## Challenge
Do not copy the pictures; transcribe all other material exactly.

## Given data
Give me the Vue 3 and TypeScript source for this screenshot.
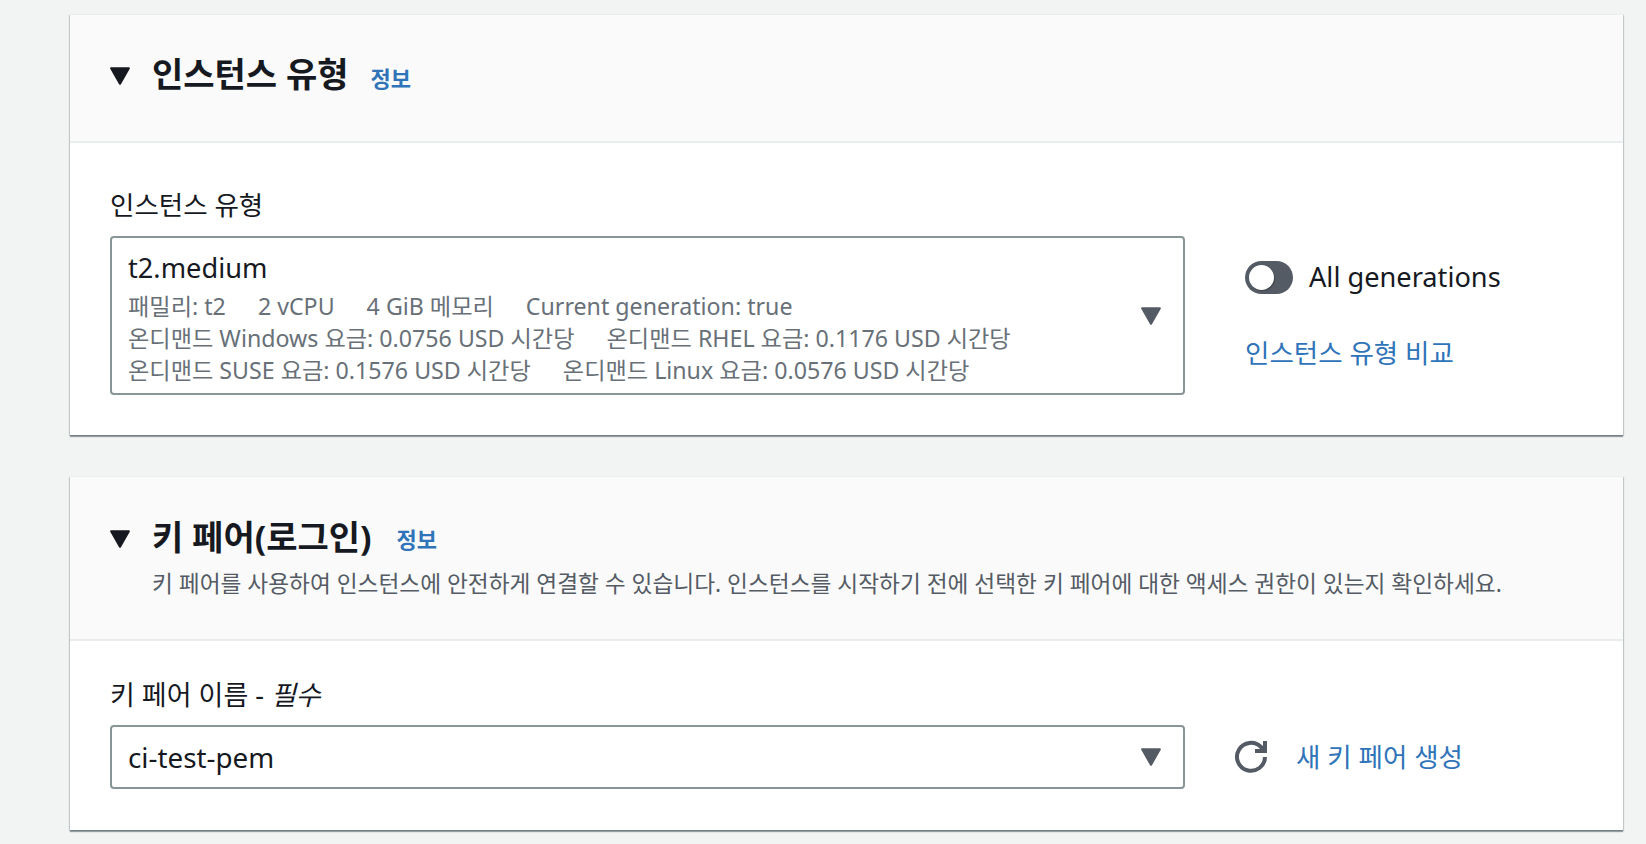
<script setup lang="ts">
const specRows: string[][] = [
  ['패밀리: t2', '2 vCPU', '4 GiB 메모리', 'Current generation: true'],
  ['온디맨드 Windows 요금: 0.0756 USD 시간당', '온디맨드 RHEL 요금: 0.1176 USD 시간당'],
  ['온디맨드 SUSE 요금: 0.1576 USD 시간당', '온디맨드 Linux 요금: 0.0576 USD 시간당'],
]
</script>

<template>
  <div class="page">
    <section class="card">
      <header class="card-head head-plain">
        <div class="title-row">
          <svg class="toggle-arrow" viewBox="0 0 20 18"><path d="M2 2h16l-8 14z" /></svg>
          <h2 class="title">인스턴스 유형</h2>
          <a class="info">정보</a>
        </div>
      </header>
      <div class="card-body body-type">
        <div class="field">
          <label class="label">인스턴스 유형</label>
          <div class="select select-tall">
            <div class="select-text">
              <div class="value value-type">t2.medium</div>
              <div v-for="(row, i) in specRows" :key="i" class="spec-row">
                <span v-for="item in row" :key="item">{{ item }}</span>
              </div>
            </div>
            <svg class="caret" viewBox="0 0 20 18"><path d="M2 2h16l-8 14z" /></svg>
          </div>
        </div>
        <div class="side">
          <div class="switch-row">
            <span class="switch"><span class="knob"></span></span>
            <span class="switch-label">All generations</span>
          </div>
          <a class="link">인스턴스 유형 비교</a>
        </div>
      </div>
    </section>

    <section class="card">
      <header class="card-head head-desc">
        <div class="title-row">
          <svg class="toggle-arrow" viewBox="0 0 20 18"><path d="M2 2h16l-8 14z" /></svg>
          <h2 class="title">키 페어(로그인)</h2>
          <a class="info info-key">정보</a>
        </div>
        <p class="desc">키 페어를 사용하여 인스턴스에 안전하게 연결할 수 있습니다. 인스턴스를 시작하기 전에 선택한 키 페어에 대한 액세스 권한이 있는지 확인하세요.</p>
      </header>
      <div class="card-body body-key">
        <div class="field">
          <label class="label label-key">키 페어 이름 - <i>필수</i></label>
          <div class="select select-short">
            <div class="value">ci-test-pem</div>
            <svg class="caret" viewBox="0 0 20 18"><path d="M2 2h16l-8 14z" /></svg>
          </div>
        </div>
        <div class="key-actions">
          <svg class="refresh" viewBox="0 0 16 16" fill="none">
            <path d="M10 5h5V0" />
            <path d="M15 8a7 7 0 1 1-2-5l2 2" />
          </svg>
          <a class="link">새 키 페어 생성</a>
        </div>
      </div>
    </section>
  </div>
</template>

<style>
html,
body {
  margin: 0;
  background: #f2f3f3;
  overflow: hidden;
}
</style>

<style scoped>
.page {
  height: 844px;
  box-sizing: border-box;
  padding: 14px 23px 0 70px;
  font-family: "Noto Sans", "Noto Sans CJK KR", sans-serif;
  color: #16191f;
  overflow: hidden;
}

.card {
  background: #fff;
  margin-bottom: 41px;
  border-top: 1px solid #eaeded;
  box-shadow: 0 2px 1px 0 rgba(0, 28, 36, 0.35), 1px 1px 1px 0 rgba(0, 28, 36, 0.15), -1px 1px 1px 0 rgba(0, 28, 36, 0.15);
}

.card-head {
  box-sizing: border-box;
  background: #fafafa;
  border-bottom: 2px solid #eaeded;
  padding-left: 40px;
}

.head-plain {
  height: 128px;
  display: flex;
  align-items: center;
  padding-bottom: 8px;
}

.head-desc {
  height: 164px;
  padding-top: 36px;
}

.title-row {
  display: flex;
  align-items: center;
}

.toggle-arrow {
  width: 22px;
  height: 20px;
  margin-left: -1px;
  margin-right: 21px;
  margin-top: 4px;
  fill: #16191f;
  stroke: #16191f;
  stroke-width: 2;
  stroke-linejoin: round;
}

.title {
  margin: 0;
  font-size: 34px;
  line-height: 48px;
  font-weight: 700;
}

.info {
  margin-left: 22px;
  margin-top: 5px;
  font-size: 22px;
  font-weight: 700;
  color: #2f74b9;
}

.info-key {
  margin-left: 25px;
  margin-top: 2px;
}

.desc {
  margin: 7px 0 0 42px;
  font-size: 22.7px;
  line-height: 32px;
  color: #545b64;
  white-space: nowrap;
}

.card-body {
  display: flex;
}

.body-type {
  padding: 43px 0 40px 40px;
}

.body-key {
  padding: 35px 0 41px 40px;
}

.field {
  width: 1075px;
}

.label {
  display: block;
  font-size: 26.5px;
  line-height: 38px;
  margin-bottom: 12px;
}

.label-key {
  font-size: 27px;
  margin-bottom: 11px;
}

.label i {
  font-style: italic;
}

.select {
  box-sizing: border-box;
  display: flex;
  align-items: center;
  justify-content: space-between;
  border: 2px solid #879596;
  border-radius: 4px;
  padding: 0 21px 0 16px;
}

.select-tall {
  height: 159px;
}

.select-short {
  height: 64px;
}

.value {
  font-size: 27.8px;
  line-height: 40px;
}

.value-type {
  font-size: 27.2px;
  margin-top: 2px;
  margin-bottom: 2px;
}

.spec-row {
  display: flex;
  gap: 32px;
  font-size: 23.2px;
  line-height: 32px;
  color: #687078;
}

.caret {
  width: 22px;
  height: 20px;
  fill: #545b64;
  stroke: #545b64;
  stroke-width: 2;
  stroke-linejoin: round;
}

.side {
  margin-left: 60px;
  padding-top: 71px;
}

.switch-row {
  display: flex;
  align-items: center;
  gap: 16px;
  margin-bottom: 37px;
}

.switch {
  display: block;
  width: 48px;
  height: 33px;
  border-radius: 17px;
  background: #545b64;
  position: relative;
}

.knob {
  position: absolute;
  left: 4px;
  top: 4px;
  width: 25px;
  height: 25px;
  border-radius: 50%;
  background: #fff;
  box-shadow: 1px 1px 1px rgba(0, 0, 0, 0.25);
}

.switch-label {
  font-size: 27.2px;
  line-height: 40px;
}

.link {
  font-size: 26.5px;
  line-height: 38px;
  color: #2f74b9;
}

.key-actions {
  display: flex;
  align-items: center;
  margin-left: 50px;
  margin-top: 50px;
  height: 62px;
}

.refresh {
  width: 32px;
  height: 32px;
  margin-right: 29px;
  stroke: #545b64;
  stroke-width: 2;
  overflow: visible;
}
</style>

## Solution below
Give me the Vue 3 and TypeScript source for this screenshot.
<script setup lang="ts">
const specRows: string[][] = [
  ['패밀리: t2', '2 vCPU', '4 GiB 메모리', 'Current generation: true'],
  ['온디맨드 Windows 요금: 0.0756 USD 시간당', '온디맨드 RHEL 요금: 0.1176 USD 시간당'],
  ['온디맨드 SUSE 요금: 0.1576 USD 시간당', '온디맨드 Linux 요금: 0.0576 USD 시간당'],
]
</script>

<template>
  <div class="page">
    <section class="card">
      <header class="card-head head-plain">
        <div class="title-row">
          <svg class="toggle-arrow" viewBox="0 0 20 18"><path d="M2 2h16l-8 14z" /></svg>
          <h2 class="title">인스턴스 유형</h2>
          <a class="info">정보</a>
        </div>
      </header>
      <div class="card-body body-type">
        <div class="field">
          <label class="label">인스턴스 유형</label>
          <div class="select select-tall">
            <div class="select-text">
              <div class="value value-type">t2.medium</div>
              <div v-for="(row, i) in specRows" :key="i" class="spec-row">
                <span v-for="item in row" :key="item">{{ item }}</span>
              </div>
            </div>
            <svg class="caret" viewBox="0 0 20 18"><path d="M2 2h16l-8 14z" /></svg>
          </div>
        </div>
        <div class="side">
          <div class="switch-row">
            <span class="switch"><span class="knob"></span></span>
            <span class="switch-label">All generations</span>
          </div>
          <a class="link">인스턴스 유형 비교</a>
        </div>
      </div>
    </section>

    <section class="card">
      <header class="card-head head-desc">
        <div class="title-row">
          <svg class="toggle-arrow" viewBox="0 0 20 18"><path d="M2 2h16l-8 14z" /></svg>
          <h2 class="title">키 페어(로그인)</h2>
          <a class="info info-key">정보</a>
        </div>
        <p class="desc">키 페어를 사용하여 인스턴스에 안전하게 연결할 수 있습니다. 인스턴스를 시작하기 전에 선택한 키 페어에 대한 액세스 권한이 있는지 확인하세요.</p>
      </header>
      <div class="card-body body-key">
        <div class="field">
          <label class="label label-key">키 페어 이름 - <i>필수</i></label>
          <div class="select select-short">
            <div class="value">ci-test-pem</div>
            <svg class="caret" viewBox="0 0 20 18"><path d="M2 2h16l-8 14z" /></svg>
          </div>
        </div>
        <div class="key-actions">
          <svg class="refresh" viewBox="0 0 16 16" fill="none">
            <path d="M10 5h5V0" />
            <path d="M15 8a7 7 0 1 1-2-5l2 2" />
          </svg>
          <a class="link">새 키 페어 생성</a>
        </div>
      </div>
    </section>
  </div>
</template>

<style>
html,
body {
  margin: 0;
  background: #f2f3f3;
  overflow: hidden;
}
</style>

<style scoped>
.page {
  height: 844px;
  box-sizing: border-box;
  padding: 14px 23px 0 70px;
  font-family: "Noto Sans", "Noto Sans CJK KR", sans-serif;
  color: #16191f;
  overflow: hidden;
}

.card {
  background: #fff;
  margin-bottom: 41px;
  border-top: 1px solid #eaeded;
  box-shadow: 0 2px 1px 0 rgba(0, 28, 36, 0.35), 1px 1px 1px 0 rgba(0, 28, 36, 0.15), -1px 1px 1px 0 rgba(0, 28, 36, 0.15);
}

.card-head {
  box-sizing: border-box;
  background: #fafafa;
  border-bottom: 2px solid #eaeded;
  padding-left: 40px;
}

.head-plain {
  height: 128px;
  display: flex;
  align-items: center;
  padding-bottom: 8px;
}

.head-desc {
  height: 164px;
  padding-top: 36px;
}

.title-row {
  display: flex;
  align-items: center;
}

.toggle-arrow {
  width: 22px;
  height: 20px;
  margin-left: -1px;
  margin-right: 21px;
  margin-top: 4px;
  fill: #16191f;
  stroke: #16191f;
  stroke-width: 2;
  stroke-linejoin: round;
}

.title {
  margin: 0;
  font-size: 34px;
  line-height: 48px;
  font-weight: 700;
}

.info {
  margin-left: 22px;
  margin-top: 5px;
  font-size: 22px;
  font-weight: 700;
  color: #2f74b9;
}

.info-key {
  margin-left: 25px;
  margin-top: 2px;
}

.desc {
  margin: 7px 0 0 42px;
  font-size: 22.7px;
  line-height: 32px;
  color: #545b64;
  white-space: nowrap;
}

.card-body {
  display: flex;
}

.body-type {
  padding: 43px 0 40px 40px;
}

.body-key {
  padding: 35px 0 41px 40px;
}

.field {
  width: 1075px;
}

.label {
  display: block;
  font-size: 26.5px;
  line-height: 38px;
  margin-bottom: 12px;
}

.label-key {
  font-size: 27px;
  margin-bottom: 11px;
}

.label i {
  font-style: italic;
}

.select {
  box-sizing: border-box;
  display: flex;
  align-items: center;
  justify-content: space-between;
  border: 2px solid #879596;
  border-radius: 4px;
  padding: 0 21px 0 16px;
}

.select-tall {
  height: 159px;
}

.select-short {
  height: 64px;
}

.value {
  font-size: 27.8px;
  line-height: 40px;
}

.value-type {
  font-size: 27.2px;
  margin-top: 2px;
  margin-bottom: 2px;
}

.spec-row {
  display: flex;
  gap: 32px;
  font-size: 23.2px;
  line-height: 32px;
  color: #687078;
}

.caret {
  width: 22px;
  height: 20px;
  fill: #545b64;
  stroke: #545b64;
  stroke-width: 2;
  stroke-linejoin: round;
}

.side {
  margin-left: 60px;
  padding-top: 71px;
}

.switch-row {
  display: flex;
  align-items: center;
  gap: 16px;
  margin-bottom: 37px;
}

.switch {
  display: block;
  width: 48px;
  height: 33px;
  border-radius: 17px;
  background: #545b64;
  position: relative;
}

.knob {
  position: absolute;
  left: 4px;
  top: 4px;
  width: 25px;
  height: 25px;
  border-radius: 50%;
  background: #fff;
  box-shadow: 1px 1px 1px rgba(0, 0, 0, 0.25);
}

.switch-label {
  font-size: 27.2px;
  line-height: 40px;
}

.link {
  font-size: 26.5px;
  line-height: 38px;
  color: #2f74b9;
}

.key-actions {
  display: flex;
  align-items: center;
  margin-left: 50px;
  margin-top: 50px;
  height: 62px;
}

.refresh {
  width: 32px;
  height: 32px;
  margin-right: 29px;
  stroke: #545b64;
  stroke-width: 2;
  overflow: visible;
}
</style>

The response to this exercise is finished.